Browns keep taking heat for Shedeur Sanders pick and Ravens fans are loving it

Keep it coming, everyone.
Shedeur Sanders
Shedeur Sanders | Ron Chenoy-Imagn Images

No one questions the Baltimore Ravens' quarterback situation. It helps to have a 2-time NFL MVP under center, though.

Meanwhile, as we pan across the AFC North, there are a couple of teams with less-than-ideal quarterback rooms -- to put it kindly.

There is something to be said about how much joy it brings to watch a division rival not only suffer, but double-down and continue to make poor choices. For a team like the Cleveland Browns, that is precisely the type of behavior they have consistently engaged in.

At first, it was the Deshaun Watson trade which took the cake as the biggest blunder. But then, the Browns came into the 2025 NFL Draft and enacted upon some wild intentions.

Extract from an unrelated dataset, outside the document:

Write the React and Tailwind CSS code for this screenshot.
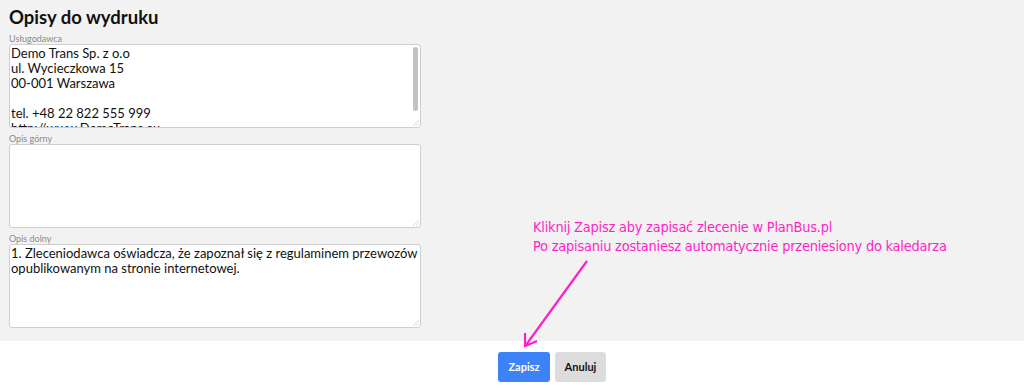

Shedeur Sanders will provide Ravens fans with plenty of laughs until he doesn't

The selection of Shedeur Sanders on Day 3 of the draft will forever be an enormous storyline from this year's action. But, let's not forget the Browns took a quarterback before Sanders came off the board.

That has to be part of the Shedeur conversation. It has to be.

ESPN national NFL reporter Kalyn Kahler agrees, too.

"Several scouts and executives I spoke to really started scratching their heads with the Gabriel pick, but the Browns also taking Sanders made even less sense," Kahler wrote. "Neither quarterback has prototypical size for the position, and I'm not seeing the plan on how these two will split reps with Joe Flacco and Kenny Pickett in camp."

After the Browns selected Oregon's Dillon Gabriel, fan reactions came in left and right; most of them being of the negative tone.

It made no sense for Cleveland to select Gabriel so high (Round 3, inside of the top 100).

To then double-down and select Sanders in the fifth round, though, added to the confusion. There is a reason Sanders fell so far, and it's only a matter of time before we see it manifested on the field.

It isn't just his attitude or the media circus he brings. As Kahler noted, his lack of prototypical size is a concern. Sanders also had a habit of escaping the pocket before pressure actually got there. He'd almost create these phantom pressure situations and give himself a reason to panic before there was legitimate reason to.

Some like to call him "pro ready," and that's fine. Everyone has their opinion. But, the general consensus among experts and league executives was stated emphatically on draft weekend.

Sanders just isn't that good, and the fact that experts continue to point that out is music to Ravens fans' ears.

Thank the Lord for Lamar Jackson. That's all. End of story.